Asymmetry of Conversion - Leaving Christianity -- someone has explored this issue, and he has found that atheists who understand atheist arguments and use them rarely convert to some religion. I make those qualifiers to distinguish such people from people who were mostly indifferent to religion.

Atheist Deconversion is another page on that subject. Brian Holtz looked for people who converted for purely intellectual reasons, reasons not contaminated with reasons like these:
  1. example or pressure from parents, professors, or any authority figure;
  2. desire for fellowship with some religious person or social group;
  3. desire to rebel against parents, professors, or any authority figure;
  4. negative personal experience with anti-religious people or institutions;
  5. distaste for the historical or distant actions of anti-religious people or institutions;
  6. distaste for the evils that might be mitigated by belief in god(s);
  7. emotional dissatisfaction with the logical implications of atheism;
  8. personal injustice or victimhood;
  9. personal misfortune such as disability, injury, illness, or the misfortune of a loved one;
  10. personal failure or crisis related to substance abuse, gambling, guilty conscience, imprisonment, etc.;
  11. personal dissatisfaction with one's social, romantic, or vocational circumstances;
  12. desire to reform (or excuse) one's morality or behavior;
  13. desire for hope in divine reward.
He had a hard time finding anyone.

The most amusing reconvert that I know of was philosophy professor C.E.M. Joad. In his "Testament of Joad", he talked about how he sometimes would ride a train without a valid ticket. During World War II, he answered questions for BBC radio, becoming known for "It all depends on what you mean by...". But in 1946, he was caught doing some fare-beating, and the BBC fired him. He got religion, and he even wrote some Xian apologetics. Bertrand Russell reportedly debated him, and he reportedly looked silly in comparison.
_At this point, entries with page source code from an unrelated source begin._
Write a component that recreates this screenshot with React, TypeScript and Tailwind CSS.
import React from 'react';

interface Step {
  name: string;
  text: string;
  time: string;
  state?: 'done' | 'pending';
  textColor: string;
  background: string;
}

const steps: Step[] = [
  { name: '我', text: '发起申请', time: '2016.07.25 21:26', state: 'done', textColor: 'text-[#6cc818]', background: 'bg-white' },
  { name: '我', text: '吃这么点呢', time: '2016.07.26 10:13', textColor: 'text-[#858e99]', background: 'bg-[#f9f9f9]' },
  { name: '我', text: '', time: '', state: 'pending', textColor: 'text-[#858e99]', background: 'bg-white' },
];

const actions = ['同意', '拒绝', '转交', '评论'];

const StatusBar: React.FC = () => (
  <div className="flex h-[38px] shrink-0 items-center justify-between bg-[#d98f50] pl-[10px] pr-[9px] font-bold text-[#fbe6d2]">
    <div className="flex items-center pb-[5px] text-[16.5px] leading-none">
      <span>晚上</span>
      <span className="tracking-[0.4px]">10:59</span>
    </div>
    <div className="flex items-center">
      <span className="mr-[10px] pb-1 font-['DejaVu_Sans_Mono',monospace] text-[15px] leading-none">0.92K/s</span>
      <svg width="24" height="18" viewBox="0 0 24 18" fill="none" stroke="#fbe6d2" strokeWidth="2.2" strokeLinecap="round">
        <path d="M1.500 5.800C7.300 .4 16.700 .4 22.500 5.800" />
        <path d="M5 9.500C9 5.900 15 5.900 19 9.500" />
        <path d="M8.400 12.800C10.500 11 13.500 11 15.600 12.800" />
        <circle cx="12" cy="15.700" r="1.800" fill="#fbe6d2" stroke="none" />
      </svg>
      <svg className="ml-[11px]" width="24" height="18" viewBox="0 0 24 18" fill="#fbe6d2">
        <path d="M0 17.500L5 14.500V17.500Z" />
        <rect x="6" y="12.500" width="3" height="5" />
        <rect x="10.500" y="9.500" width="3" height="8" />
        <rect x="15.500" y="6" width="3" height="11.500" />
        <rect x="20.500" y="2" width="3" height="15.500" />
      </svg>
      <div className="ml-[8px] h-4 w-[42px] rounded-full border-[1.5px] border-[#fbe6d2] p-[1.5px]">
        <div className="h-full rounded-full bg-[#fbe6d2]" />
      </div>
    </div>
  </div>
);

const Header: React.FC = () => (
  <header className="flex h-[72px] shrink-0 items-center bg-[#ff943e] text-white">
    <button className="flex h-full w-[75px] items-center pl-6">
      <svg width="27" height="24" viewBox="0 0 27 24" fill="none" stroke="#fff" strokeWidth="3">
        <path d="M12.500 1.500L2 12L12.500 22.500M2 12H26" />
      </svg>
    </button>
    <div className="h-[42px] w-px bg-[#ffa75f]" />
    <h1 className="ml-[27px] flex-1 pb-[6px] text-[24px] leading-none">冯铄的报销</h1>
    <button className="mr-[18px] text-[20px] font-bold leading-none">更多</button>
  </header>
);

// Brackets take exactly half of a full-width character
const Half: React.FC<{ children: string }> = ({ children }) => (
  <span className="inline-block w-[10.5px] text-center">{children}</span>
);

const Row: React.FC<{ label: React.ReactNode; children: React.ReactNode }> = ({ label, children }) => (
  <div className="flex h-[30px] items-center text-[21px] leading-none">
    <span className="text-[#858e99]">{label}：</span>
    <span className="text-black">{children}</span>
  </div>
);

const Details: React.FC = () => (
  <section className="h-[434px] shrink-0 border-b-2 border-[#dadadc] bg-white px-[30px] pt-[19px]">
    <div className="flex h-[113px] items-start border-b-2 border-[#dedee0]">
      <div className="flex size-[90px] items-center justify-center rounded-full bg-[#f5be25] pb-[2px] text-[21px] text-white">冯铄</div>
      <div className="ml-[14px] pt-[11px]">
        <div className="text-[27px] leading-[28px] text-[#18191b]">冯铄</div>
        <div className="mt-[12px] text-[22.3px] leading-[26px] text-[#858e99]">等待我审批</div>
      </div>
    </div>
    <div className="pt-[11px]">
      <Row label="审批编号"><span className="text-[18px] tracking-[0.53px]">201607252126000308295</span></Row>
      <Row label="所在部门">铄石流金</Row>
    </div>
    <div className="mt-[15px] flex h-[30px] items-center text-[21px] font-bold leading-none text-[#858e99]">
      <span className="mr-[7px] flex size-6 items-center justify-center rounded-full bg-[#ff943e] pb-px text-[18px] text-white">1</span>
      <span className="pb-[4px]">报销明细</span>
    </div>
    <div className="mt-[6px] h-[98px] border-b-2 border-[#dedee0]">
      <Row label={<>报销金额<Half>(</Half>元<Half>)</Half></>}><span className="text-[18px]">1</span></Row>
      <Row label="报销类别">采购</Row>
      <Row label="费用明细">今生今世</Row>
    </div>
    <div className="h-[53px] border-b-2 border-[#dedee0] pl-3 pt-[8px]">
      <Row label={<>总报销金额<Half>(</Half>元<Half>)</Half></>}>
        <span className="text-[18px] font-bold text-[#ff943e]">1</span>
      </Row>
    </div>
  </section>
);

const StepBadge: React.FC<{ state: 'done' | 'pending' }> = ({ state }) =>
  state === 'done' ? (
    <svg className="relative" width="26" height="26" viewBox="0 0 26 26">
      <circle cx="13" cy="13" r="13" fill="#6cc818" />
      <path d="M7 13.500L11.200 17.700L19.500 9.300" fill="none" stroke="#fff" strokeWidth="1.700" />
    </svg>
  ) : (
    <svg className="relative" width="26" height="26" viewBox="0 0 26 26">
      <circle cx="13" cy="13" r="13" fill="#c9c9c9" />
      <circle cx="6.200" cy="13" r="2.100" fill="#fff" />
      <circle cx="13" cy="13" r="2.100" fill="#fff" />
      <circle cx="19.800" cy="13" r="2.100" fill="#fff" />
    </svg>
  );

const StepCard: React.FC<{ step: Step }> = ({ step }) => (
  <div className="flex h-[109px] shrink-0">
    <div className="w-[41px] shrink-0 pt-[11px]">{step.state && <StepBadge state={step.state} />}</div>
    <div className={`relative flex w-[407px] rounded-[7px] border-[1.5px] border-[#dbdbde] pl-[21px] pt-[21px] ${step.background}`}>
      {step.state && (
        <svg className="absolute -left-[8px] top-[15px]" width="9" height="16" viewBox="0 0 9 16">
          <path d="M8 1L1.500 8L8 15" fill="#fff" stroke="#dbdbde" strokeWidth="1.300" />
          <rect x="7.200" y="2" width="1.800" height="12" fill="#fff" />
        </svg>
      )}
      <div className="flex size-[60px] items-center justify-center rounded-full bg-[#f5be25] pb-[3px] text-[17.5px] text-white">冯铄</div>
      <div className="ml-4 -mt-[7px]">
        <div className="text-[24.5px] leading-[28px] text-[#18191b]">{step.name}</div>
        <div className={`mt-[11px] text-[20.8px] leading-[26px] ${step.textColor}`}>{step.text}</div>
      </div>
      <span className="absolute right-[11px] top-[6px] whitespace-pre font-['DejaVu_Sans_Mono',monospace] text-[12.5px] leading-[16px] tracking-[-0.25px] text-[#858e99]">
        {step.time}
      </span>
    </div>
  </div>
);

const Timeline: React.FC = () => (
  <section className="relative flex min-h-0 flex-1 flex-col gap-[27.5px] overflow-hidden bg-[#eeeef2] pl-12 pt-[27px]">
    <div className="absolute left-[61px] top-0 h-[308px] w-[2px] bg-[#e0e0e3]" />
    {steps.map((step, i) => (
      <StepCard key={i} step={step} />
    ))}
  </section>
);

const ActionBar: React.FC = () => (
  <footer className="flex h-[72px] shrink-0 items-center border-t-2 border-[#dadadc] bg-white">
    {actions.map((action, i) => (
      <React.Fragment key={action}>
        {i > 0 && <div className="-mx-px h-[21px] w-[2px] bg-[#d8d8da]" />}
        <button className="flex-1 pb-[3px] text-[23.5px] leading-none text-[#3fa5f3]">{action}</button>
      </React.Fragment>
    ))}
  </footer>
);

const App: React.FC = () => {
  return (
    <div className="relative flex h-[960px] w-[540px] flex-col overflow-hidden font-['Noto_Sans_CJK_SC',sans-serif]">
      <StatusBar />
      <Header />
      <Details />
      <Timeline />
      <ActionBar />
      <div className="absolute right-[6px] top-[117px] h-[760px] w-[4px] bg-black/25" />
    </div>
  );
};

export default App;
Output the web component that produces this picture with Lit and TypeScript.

Another interesting case is that of Annie Besant. She was a secularist activist for a while, but one day she got assigned to write about Helena Petrovna Blavatsky and her works. She was the author of a massive proto-New-Age woo-woo synthesis called Theosophy, and AB ended up converting to it and becoming a big-name Theosophist.
 
He had a hard time finding anyone.
I'm curious to know if this is still the case, considering (so far as I can tell) this study seems to be more than 10 years old. If this is still the main statiistical source for the "common theist argument" standard , we are then in need for an overdue update.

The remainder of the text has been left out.